ドライヤーで炙る人も居るようですが、私は怖い。
>ラジオペンチなどの先で
スッポンの経験は多々ありますが、私は曲がったことは無いです。
曲がった場合は
>シャープペンシルの先を利用して修正すると良い
と聞いたことがあります。
幸い私は試したこと無いですが。
先日組んだRyzen7 1700のリテールクーラーは従来のリテンションでは無く、ネジ止めとなっていました。
最初はどこまでネジを締めれば良いか不安でしたが、締めていくと止まるところがありました。

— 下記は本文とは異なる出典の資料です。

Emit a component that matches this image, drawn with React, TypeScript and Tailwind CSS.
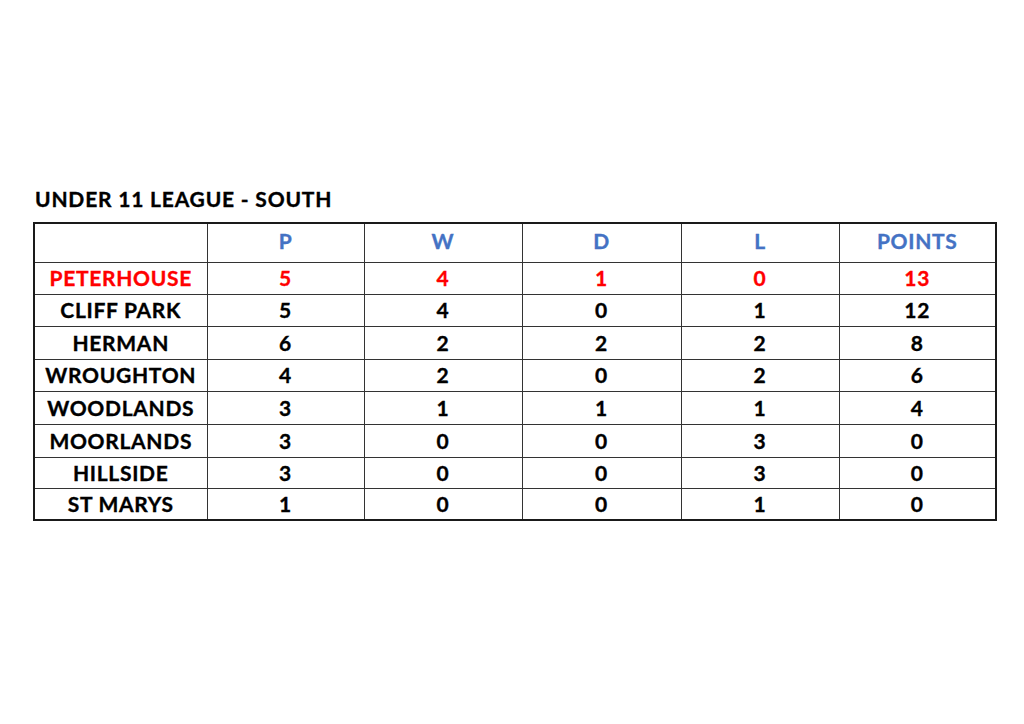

片締めにならないよう4本のネジを均等に、対角線方向で締める必要があると思います。
今回のリテールクーラーは結構静かでCPU自体もあまり熱くなりませんから、OCしてしばき倒すつもりが無いならこれで良いかと。
>ケースの幅より高いCPUクーラー
A. PCケースを買い換えれば良い。せっかくなので古いケースに中古のパーツを詰め込み、サブPCとして利用するのが理想。
>トップフローにしては背の高いCPUクーラー
パッと思いつくモデルですと「グランド鎌クロス」ですかね。ヒートシンクがV字型になっているクーラー。確か高さ14cmくらい。
ASCII.jp - 狂気! 『グランド鎌クロス3』をAura Sync化してビカビカ光らせる
http://ascii.jp/elem/000/001/499/1499472/
>ケースが内部にラジエーターを搭載できる構造になっているか
リアパネルが難しいなら天井パネル部にでも取り付けるか、空いている場所へ無理矢理にでも取り付けるしか無いですね。
>指でヒートシンクのフィンを曲げる
元に戻せるから問題ない。それよりヒートシンクで指を切る方が怖い。
>プッシュピンの着脱方法
私はプッシュピンと相性があまり良くないため、バックプレート型が好み。とはいえ大型でやや高いクーラーしかバックプレートを採用しないため、私の用途だと金と空間と風力の無駄遣いにしかならんという。
>どこまでネジを回せば良いのかわからなくなったり。
そしてマザーが曲がったり割れたりまでが形式美。
>CPU側に塗る場合はCPUを外して指で持ち支えた状態で塗ればOK
私は外すの面倒ですから、いつもマザーに取り付けた状態で塗布します。はみ出さなければどうということはない。